FBNQuest highlight strategies to achieve financial goals

FBNQuest has forecasted the Nigerian economy to grow by 3.2 percent in 2023 despite lingering fuel and naira scarcity.

This was disclosed by FBNQuest in its Research Outlook for 2023 released recently.

The report captured the firm’s view on the Nigerian economy, the 2023 general elections, socio-political environment, traditional asset classes (fixed income and equities) as well as expectations for the current year.

The growth, post-election economic reforms, modest gains in the equities market, and higher interest rates were topical things highlighted in the report.

“Nigeria’s economy will grow by 3.2 percent this year, compared with 3.1 percent in 2022,” the report said.

“With respect to non-oil sector growth, the report points out that non-oil GDP growth had averaged 4.7 percent year-on-year over the past eight quarters up to the fourth quarter of 2022, compared to 0.4 percent in the previous eight quarters.

“More recently, the services sectors, which accounted for around 56 percent of the economy in Q4 2022, expanded by 5.7 percent in the fourth quarter of 2022,” the report said.

Tunde Abidoye, head of research, macroeconomics, and fixed income at FBNQuest, said that the transition of power and the commencement of the new administration’s term will set the tone for the second half of the year as the new government is expected to implement reforms that will stimulate growth and investment.
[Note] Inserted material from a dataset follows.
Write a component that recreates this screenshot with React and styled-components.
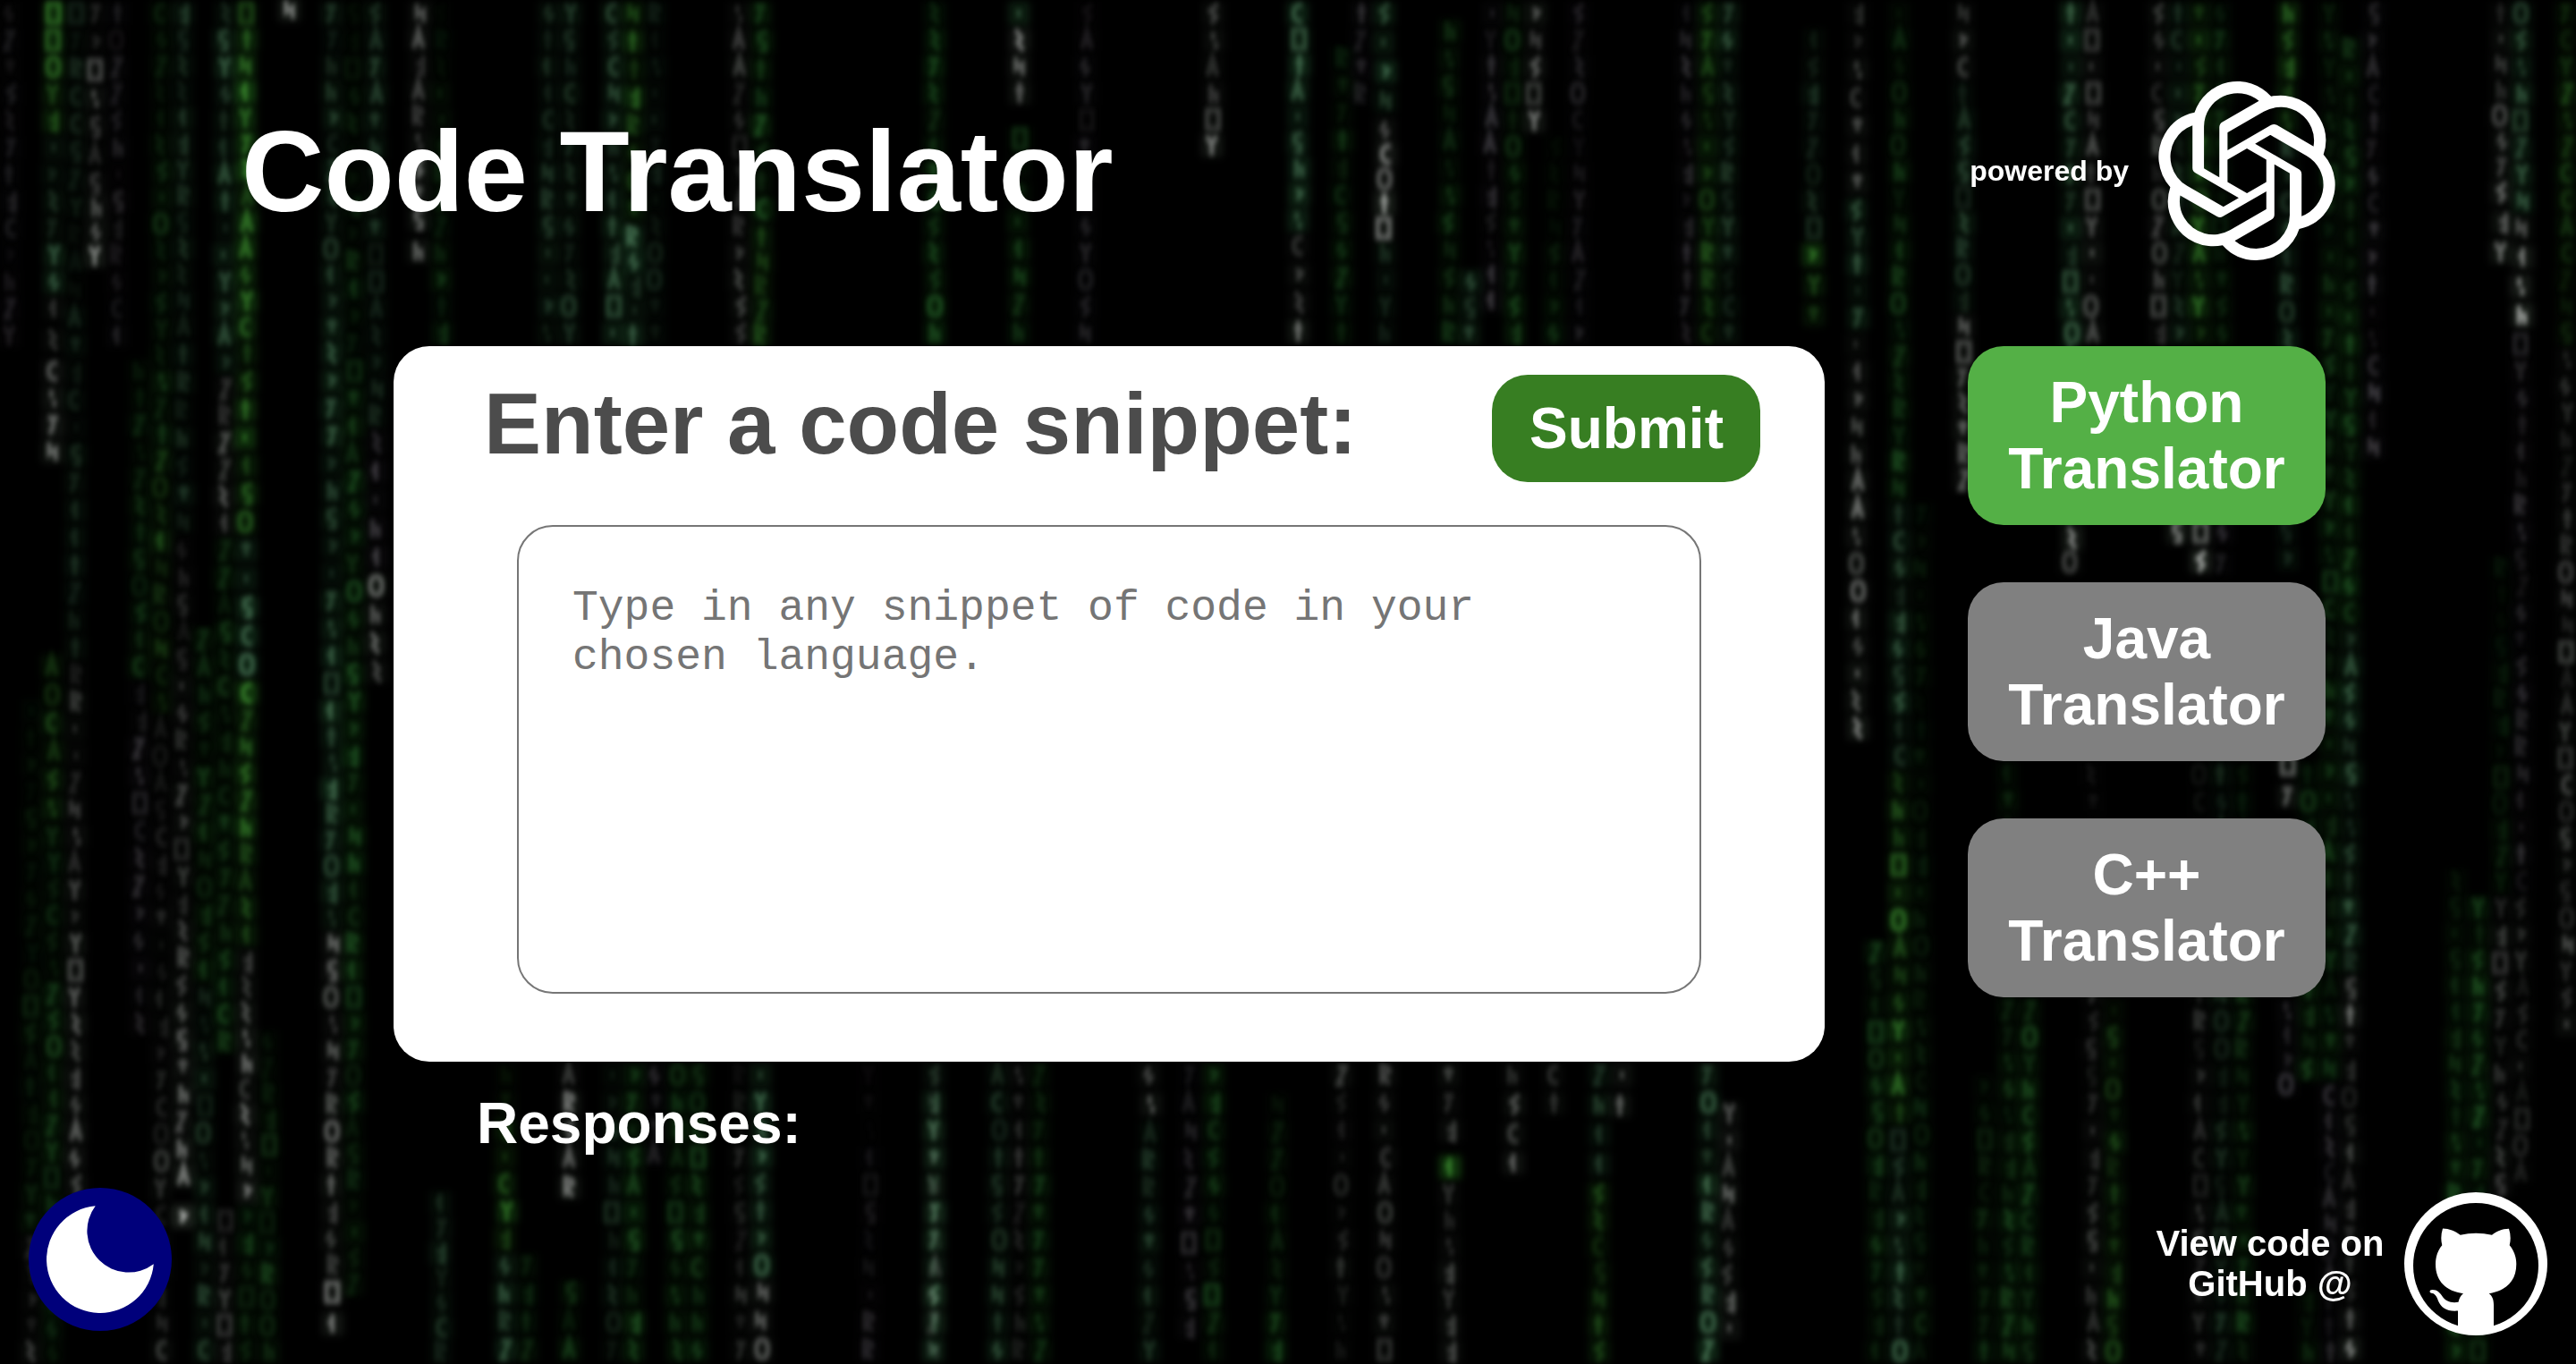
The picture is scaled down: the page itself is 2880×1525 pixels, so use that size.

“Nigeria’s new president faces several challenges including the fiscal pressures related to fuel subsidies, a huge budget deficit, difficulties with forex liquidity, and low productivity in the oil sector,” he said.

“Nevertheless, we expect a new manager’s bounce for the economy that will support the moderate rise in equities while interest rates are expected to remain elevated,” Abidoye added.

FBNQuest forecasts another positive year for equities in 2023, projecting gains of 15 percent amid a slow first half and relatively strong performance in the second half of the year.

In the fixed-income market, FBNQuest expects market yields to remain elevated through Q1 2023 and most of the rest of the year.